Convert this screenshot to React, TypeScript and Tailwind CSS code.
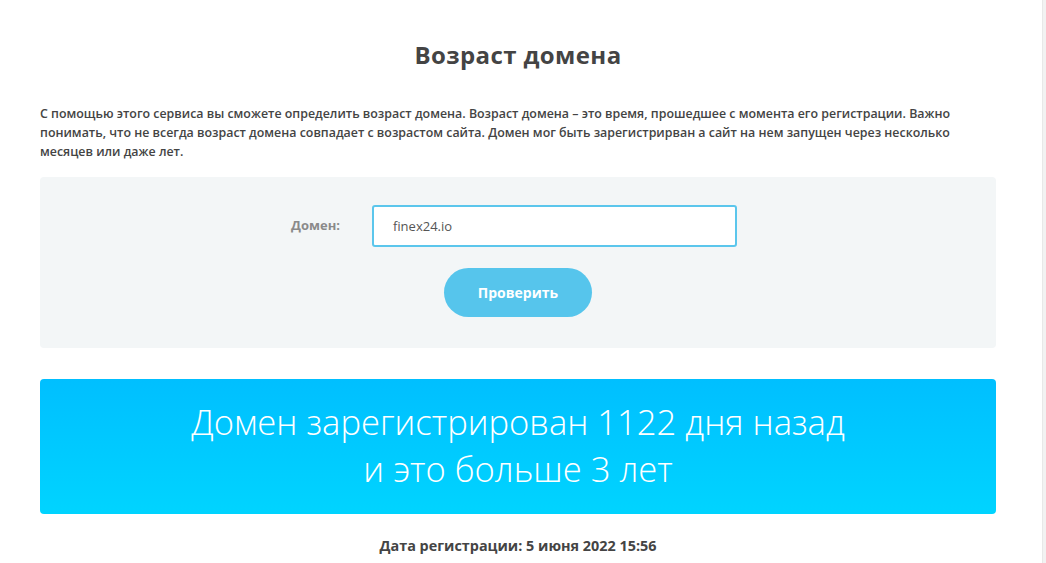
import React from "react";

export default function App() {
  return (
    <div className="flex w-[1046px] h-[563px] overflow-hidden bg-white" style={{ fontFamily: '"Open Sans", "Noto Sans", sans-serif' }}>
      <div className="flex-1 flex flex-col pl-[40px] pt-[39px]">
        <div className="w-[956px] flex flex-col">
          <h1 className="text-center text-[24px] font-bold leading-[32px] tracking-[0.4px] text-[#444]">Возраст домена</h1>
          <p className="mt-[33px] text-[12.4px] font-semibold leading-[19px] text-[#444]">
            <span className="block">С помощью этого сервиса вы сможете определить возраст домена. Возраст домена – это время, прошедшее с момента его регистрации. Важно</span>
            <span className="block">понимать, что не всегда возраст домена совпадает с возрастом сайта. Домен мог быть зарегистрирван а сайт на нем запущен через несколько</span>
            <span className="block">месяцев или даже лет.</span>
          </p>
          <div className="mt-[16px] h-[171px] rounded-[4px] bg-[#f3f6f7] flex flex-col items-center pt-[28px]">
            <div className="flex items-center gap-[32px] pr-[8px]">
              <span className="text-[13px] font-bold text-[#8a8a8a]">Домен:</span>
              <div className="w-[365px] h-[42px] rounded-[3px] border-2 border-[#5bc6ec] bg-white flex items-center pl-[19px] pt-[1px] text-[13px] text-[#555]">finex24.io</div>
            </div>
            <button className="mt-[21px] w-[148px] h-[49px] rounded-full bg-[#56c5ec] text-white text-[14px] font-bold">Проверить</button>
          </div>
          <div className="mt-[31px] h-[135px] rounded-[4px] bg-gradient-to-b from-[#00bfff] to-[#00d4ff] flex flex-col items-center justify-center pb-[4px] text-white text-[34.6px] font-light leading-[47px]">
            <span>Домен зарегистрирован 1122 дня назад</span>
            <span>и это больше 3 лет</span>
          </div>
          <div className="mt-[21px] text-center text-[14.4px] font-bold text-[#444]">Дата регистрации: 5 июня 2022 15:56</div>
        </div>
      </div>
      <div className="w-[4px] h-full bg-[#f2f2f2] border-l border-[#e8e8e8]" />
    </div>
  );
}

- - - - -

Skip the pictures, please, and transcribe only the lines from the beginning of the material through the one that contains "import React from".

Convert this screenshot to React, TypeScript and Tailwind CSS code.
import React from "react";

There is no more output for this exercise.